• _GOAL OF THE EXERCISE_
Transcribe all the entries word for word, skipping the pictures.

Some records

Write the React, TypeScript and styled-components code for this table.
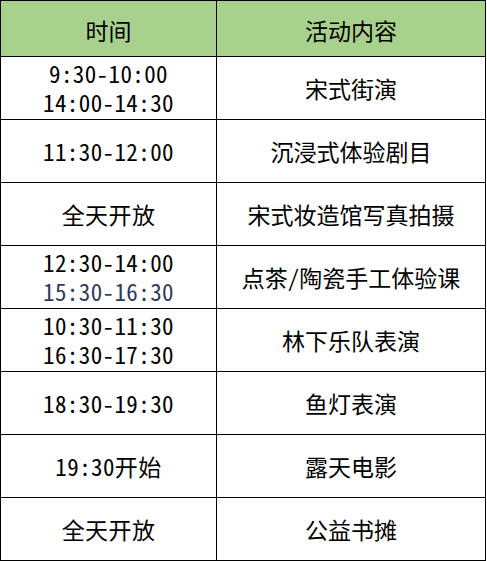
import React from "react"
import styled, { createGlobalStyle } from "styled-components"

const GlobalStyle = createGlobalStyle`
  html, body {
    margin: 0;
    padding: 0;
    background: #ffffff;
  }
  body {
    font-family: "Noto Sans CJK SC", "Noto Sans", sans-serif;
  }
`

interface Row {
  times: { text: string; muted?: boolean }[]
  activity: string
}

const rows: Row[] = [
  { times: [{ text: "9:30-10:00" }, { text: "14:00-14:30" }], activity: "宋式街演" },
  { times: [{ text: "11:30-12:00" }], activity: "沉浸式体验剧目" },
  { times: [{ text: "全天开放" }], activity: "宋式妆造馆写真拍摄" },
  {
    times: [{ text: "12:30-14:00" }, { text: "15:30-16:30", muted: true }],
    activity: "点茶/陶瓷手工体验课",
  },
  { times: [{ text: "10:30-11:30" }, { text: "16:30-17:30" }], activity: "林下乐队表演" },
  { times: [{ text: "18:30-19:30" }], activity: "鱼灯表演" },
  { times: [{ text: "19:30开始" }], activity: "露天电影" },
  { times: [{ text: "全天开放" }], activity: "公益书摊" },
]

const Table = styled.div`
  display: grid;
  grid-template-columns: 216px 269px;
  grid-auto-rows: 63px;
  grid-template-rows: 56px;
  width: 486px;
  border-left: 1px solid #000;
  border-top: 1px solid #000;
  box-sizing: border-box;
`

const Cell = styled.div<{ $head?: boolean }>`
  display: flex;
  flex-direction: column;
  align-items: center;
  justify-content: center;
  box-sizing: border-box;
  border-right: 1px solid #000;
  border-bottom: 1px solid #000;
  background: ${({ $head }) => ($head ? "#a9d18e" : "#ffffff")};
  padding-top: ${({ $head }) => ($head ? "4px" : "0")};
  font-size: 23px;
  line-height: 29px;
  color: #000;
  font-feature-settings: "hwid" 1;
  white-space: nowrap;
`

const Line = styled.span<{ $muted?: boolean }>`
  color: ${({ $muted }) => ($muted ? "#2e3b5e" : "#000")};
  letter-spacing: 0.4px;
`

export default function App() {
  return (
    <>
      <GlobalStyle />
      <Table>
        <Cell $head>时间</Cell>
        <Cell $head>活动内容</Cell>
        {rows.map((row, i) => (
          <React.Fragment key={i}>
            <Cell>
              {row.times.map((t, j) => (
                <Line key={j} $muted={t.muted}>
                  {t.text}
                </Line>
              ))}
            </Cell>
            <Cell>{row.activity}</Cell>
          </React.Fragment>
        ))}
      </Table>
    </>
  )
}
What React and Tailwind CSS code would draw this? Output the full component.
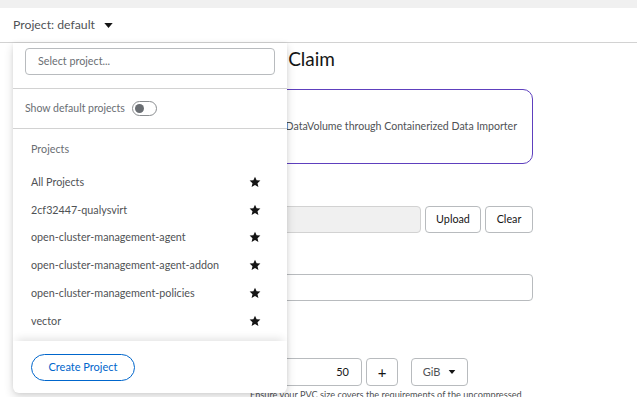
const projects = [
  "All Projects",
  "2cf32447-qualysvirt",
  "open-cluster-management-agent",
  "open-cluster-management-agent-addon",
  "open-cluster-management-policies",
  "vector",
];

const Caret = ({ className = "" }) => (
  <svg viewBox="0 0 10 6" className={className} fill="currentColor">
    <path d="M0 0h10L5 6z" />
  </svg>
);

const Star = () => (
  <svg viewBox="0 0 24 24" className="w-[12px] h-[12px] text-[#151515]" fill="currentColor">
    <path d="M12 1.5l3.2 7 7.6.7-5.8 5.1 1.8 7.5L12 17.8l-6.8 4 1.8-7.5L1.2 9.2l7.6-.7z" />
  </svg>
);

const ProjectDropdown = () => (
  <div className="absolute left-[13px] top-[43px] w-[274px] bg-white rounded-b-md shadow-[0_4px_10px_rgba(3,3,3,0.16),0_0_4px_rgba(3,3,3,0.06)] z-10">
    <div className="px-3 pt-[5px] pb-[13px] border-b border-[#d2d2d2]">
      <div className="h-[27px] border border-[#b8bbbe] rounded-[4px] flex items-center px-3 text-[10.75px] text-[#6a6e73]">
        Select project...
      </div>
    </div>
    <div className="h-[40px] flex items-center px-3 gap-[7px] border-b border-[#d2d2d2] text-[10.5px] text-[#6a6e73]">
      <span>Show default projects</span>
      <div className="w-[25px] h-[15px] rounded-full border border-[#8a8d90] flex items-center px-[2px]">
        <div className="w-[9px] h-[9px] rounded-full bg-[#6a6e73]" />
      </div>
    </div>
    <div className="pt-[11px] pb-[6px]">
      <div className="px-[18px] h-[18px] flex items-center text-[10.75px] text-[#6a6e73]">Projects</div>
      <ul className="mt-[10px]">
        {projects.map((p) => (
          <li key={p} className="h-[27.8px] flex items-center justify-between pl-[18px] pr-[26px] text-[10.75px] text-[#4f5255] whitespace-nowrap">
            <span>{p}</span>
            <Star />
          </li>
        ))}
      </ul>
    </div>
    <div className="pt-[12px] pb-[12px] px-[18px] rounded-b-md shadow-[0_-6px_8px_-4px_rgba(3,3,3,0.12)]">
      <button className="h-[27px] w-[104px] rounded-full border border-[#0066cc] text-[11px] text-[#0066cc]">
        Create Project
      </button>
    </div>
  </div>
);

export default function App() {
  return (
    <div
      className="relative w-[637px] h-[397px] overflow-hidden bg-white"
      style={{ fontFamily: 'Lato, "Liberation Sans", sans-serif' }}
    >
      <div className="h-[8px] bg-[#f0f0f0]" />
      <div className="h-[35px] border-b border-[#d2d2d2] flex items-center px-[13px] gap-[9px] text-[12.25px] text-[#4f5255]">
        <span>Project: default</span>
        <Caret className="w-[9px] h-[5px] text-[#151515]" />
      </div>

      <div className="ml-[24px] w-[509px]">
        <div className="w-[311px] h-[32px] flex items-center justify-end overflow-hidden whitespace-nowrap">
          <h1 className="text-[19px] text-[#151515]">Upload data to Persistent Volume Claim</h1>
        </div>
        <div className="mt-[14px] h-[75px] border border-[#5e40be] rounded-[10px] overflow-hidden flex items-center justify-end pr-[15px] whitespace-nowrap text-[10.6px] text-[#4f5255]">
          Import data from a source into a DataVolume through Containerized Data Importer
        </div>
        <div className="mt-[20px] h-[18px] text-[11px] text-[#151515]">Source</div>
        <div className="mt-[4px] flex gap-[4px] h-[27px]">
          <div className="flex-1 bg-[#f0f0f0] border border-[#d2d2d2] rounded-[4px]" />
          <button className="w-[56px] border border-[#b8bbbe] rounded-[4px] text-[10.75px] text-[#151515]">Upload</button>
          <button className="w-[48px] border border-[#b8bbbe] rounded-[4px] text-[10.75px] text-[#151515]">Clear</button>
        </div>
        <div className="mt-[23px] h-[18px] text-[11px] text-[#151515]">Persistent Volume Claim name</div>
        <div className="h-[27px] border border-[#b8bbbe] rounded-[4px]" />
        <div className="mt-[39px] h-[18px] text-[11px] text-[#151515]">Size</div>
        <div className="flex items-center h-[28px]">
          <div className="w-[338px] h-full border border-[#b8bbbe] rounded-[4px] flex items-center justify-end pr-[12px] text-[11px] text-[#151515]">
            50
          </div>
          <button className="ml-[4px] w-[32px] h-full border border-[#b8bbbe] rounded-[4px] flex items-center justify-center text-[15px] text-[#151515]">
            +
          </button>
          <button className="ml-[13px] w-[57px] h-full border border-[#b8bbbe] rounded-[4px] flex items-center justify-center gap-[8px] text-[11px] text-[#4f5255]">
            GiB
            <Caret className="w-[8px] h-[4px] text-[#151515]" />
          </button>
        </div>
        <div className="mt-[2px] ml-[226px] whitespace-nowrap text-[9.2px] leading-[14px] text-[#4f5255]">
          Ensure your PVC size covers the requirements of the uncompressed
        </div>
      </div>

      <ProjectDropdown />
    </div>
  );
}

• _RESULT OF THE EXERCISE_
Write the React, TypeScript and styled-components code for this table.
import React from "react"
import styled, { createGlobalStyle } from "styled-components"

const GlobalStyle = createGlobalStyle`
  html, body {
    margin: 0;
    padding: 0;
    background: #ffffff;
  }
  body {
    font-family: "Noto Sans CJK SC", "Noto Sans", sans-serif;
  }
`

interface Row {
  times: { text: string; muted?: boolean }[]
  activity: string
}

const rows: Row[] = [
  { times: [{ text: "9:30-10:00" }, { text: "14:00-14:30" }], activity: "宋式街演" },
  { times: [{ text: "11:30-12:00" }], activity: "沉浸式体验剧目" },
  { times: [{ text: "全天开放" }], activity: "宋式妆造馆写真拍摄" },
  {
    times: [{ text: "12:30-14:00" }, { text: "15:30-16:30", muted: true }],
    activity: "点茶/陶瓷手工体验课",
  },
  { times: [{ text: "10:30-11:30" }, { text: "16:30-17:30" }], activity: "林下乐队表演" },
  { times: [{ text: "18:30-19:30" }], activity: "鱼灯表演" },
  { times: [{ text: "19:30开始" }], activity: "露天电影" },
  { times: [{ text: "全天开放" }], activity: "公益书摊" },
]

const Table = styled.div`
  display: grid;
  grid-template-columns: 216px 269px;
  grid-auto-rows: 63px;
  grid-template-rows: 56px;
  width: 486px;
  border-left: 1px solid #000;
  border-top: 1px solid #000;
  box-sizing: border-box;
`

const Cell = styled.div<{ $head?: boolean }>`
  display: flex;
  flex-direction: column;
  align-items: center;
  justify-content: center;
  box-sizing: border-box;
  border-right: 1px solid #000;
  border-bottom: 1px solid #000;
  background: ${({ $head }) => ($head ? "#a9d18e" : "#ffffff")};
  padding-top: ${({ $head }) => ($head ? "4px" : "0")};
  font-size: 23px;
  line-height: 29px;
  color: #000;
  font-feature-settings: "hwid" 1;
  white-space: nowrap;
`

const Line = styled.span<{ $muted?: boolean }>`
  color: ${({ $muted }) => ($muted ? "#2e3b5e" : "#000")};
  letter-spacing: 0.4px;
`

export default function App() {
  return (
    <>
      <GlobalStyle />
      <Table>
        <Cell $head>时间</Cell>
        <Cell $head>活动内容</Cell>
        {rows.map((row, i) => (
          <React.Fragment key={i}>
            <Cell>
              {row.times.map((t, j) => (
                <Line key={j} $muted={t.muted}>
                  {t.text}
                </Line>
              ))}
            </Cell>
            <Cell>{row.activity}</Cell>
          </React.Fragment>
        ))}
      </Table>
    </>
  )
}
What React and Tailwind CSS code would draw this? Output the full component.
const projects = [
  "All Projects",
  "2cf32447-qualysvirt",
  "open-cluster-management-agent",
  "open-cluster-management-agent-addon",
  "open-cluster-management-policies",
  "vector",
];

const Caret = ({ className = "" }) => (
  <svg viewBox="0 0 10 6" className={className} fill="currentColor">
    <path d="M0 0h10L5 6z" />
  </svg>
);

const Star = () => (
  <svg viewBox="0 0 24 24" className="w-[12px] h-[12px] text-[#151515]" fill="currentColor">
    <path d="M12 1.5l3.2 7 7.6.7-5.8 5.1 1.8 7.5L12 17.8l-6.8 4 1.8-7.5L1.2 9.2l7.6-.7z" />
  </svg>
);

const ProjectDropdown = () => (
  <div className="absolute left-[13px] top-[43px] w-[274px] bg-white rounded-b-md shadow-[0_4px_10px_rgba(3,3,3,0.16),0_0_4px_rgba(3,3,3,0.06)] z-10">
    <div className="px-3 pt-[5px] pb-[13px] border-b border-[#d2d2d2]">
      <div className="h-[27px] border border-[#b8bbbe] rounded-[4px] flex items-center px-3 text-[10.75px] text-[#6a6e73]">
        Select project...
      </div>
    </div>
    <div className="h-[40px] flex items-center px-3 gap-[7px] border-b border-[#d2d2d2] text-[10.5px] text-[#6a6e73]">
      <span>Show default projects</span>
      <div className="w-[25px] h-[15px] rounded-full border border-[#8a8d90] flex items-center px-[2px]">
        <div className="w-[9px] h-[9px] rounded-full bg-[#6a6e73]" />
      </div>
    </div>
    <div className="pt-[11px] pb-[6px]">
      <div className="px-[18px] h-[18px] flex items-center text-[10.75px] text-[#6a6e73]">Projects</div>
      <ul className="mt-[10px]">
        {projects.map((p) => (
          <li key={p} className="h-[27.8px] flex items-center justify-between pl-[18px] pr-[26px] text-[10.75px] text-[#4f5255] whitespace-nowrap">
            <span>{p}</span>
            <Star />
          </li>
        ))}
      </ul>
    </div>
    <div className="pt-[12px] pb-[12px] px-[18px] rounded-b-md shadow-[0_-6px_8px_-4px_rgba(3,3,3,0.12)]">
      <button className="h-[27px] w-[104px] rounded-full border border-[#0066cc] text-[11px] text-[#0066cc]">
        Create Project
      </button>
    </div>
  </div>
);

export default function App() {
  return (
    <div
      className="relative w-[637px] h-[397px] overflow-hidden bg-white"
      style={{ fontFamily: 'Lato, "Liberation Sans", sans-serif' }}
    >
      <div className="h-[8px] bg-[#f0f0f0]" />
      <div className="h-[35px] border-b border-[#d2d2d2] flex items-center px-[13px] gap-[9px] text-[12.25px] text-[#4f5255]">
        <span>Project: default</span>
        <Caret className="w-[9px] h-[5px] text-[#151515]" />
      </div>

      <div className="ml-[24px] w-[509px]">
        <div className="w-[311px] h-[32px] flex items-center justify-end overflow-hidden whitespace-nowrap">
          <h1 className="text-[19px] text-[#151515]">Upload data to Persistent Volume Claim</h1>
        </div>
        <div className="mt-[14px] h-[75px] border border-[#5e40be] rounded-[10px] overflow-hidden flex items-center justify-end pr-[15px] whitespace-nowrap text-[10.6px] text-[#4f5255]">
          Import data from a source into a DataVolume through Containerized Data Importer
        </div>
        <div className="mt-[20px] h-[18px] text-[11px] text-[#151515]">Source</div>
        <div className="mt-[4px] flex gap-[4px] h-[27px]">
          <div className="flex-1 bg-[#f0f0f0] border border-[#d2d2d2] rounded-[4px]" />
          <button className="w-[56px] border border-[#b8bbbe] rounded-[4px] text-[10.75px] text-[#151515]">Upload</button>
          <button className="w-[48px] border border-[#b8bbbe] rounded-[4px] text-[10.75px] text-[#151515]">Clear</button>
        </div>
        <div className="mt-[23px] h-[18px] text-[11px] text-[#151515]">Persistent Volume Claim name</div>
        <div className="h-[27px] border border-[#b8bbbe] rounded-[4px]" />
        <div className="mt-[39px] h-[18px] text-[11px] text-[#151515]">Size</div>
        <div className="flex items-center h-[28px]">
          <div className="w-[338px] h-full border border-[#b8bbbe] rounded-[4px] flex items-center justify-end pr-[12px] text-[11px] text-[#151515]">
            50
          </div>
          <button className="ml-[4px] w-[32px] h-full border border-[#b8bbbe] rounded-[4px] flex items-center justify-center text-[15px] text-[#151515]">
            +
          </button>
          <button className="ml-[13px] w-[57px] h-full border border-[#b8bbbe] rounded-[4px] flex items-center justify-center gap-[8px] text-[11px] text-[#4f5255]">
            GiB
            <Caret className="w-[8px] h-[4px] text-[#151515]" />
          </button>
        </div>
        <div className="mt-[2px] ml-[226px] whitespace-nowrap text-[9.2px] leading-[14px] text-[#4f5255]">
          Ensure your PVC size covers the requirements of the uncompressed
        </div>
      </div>

      <ProjectDropdown />
    </div>
  );
}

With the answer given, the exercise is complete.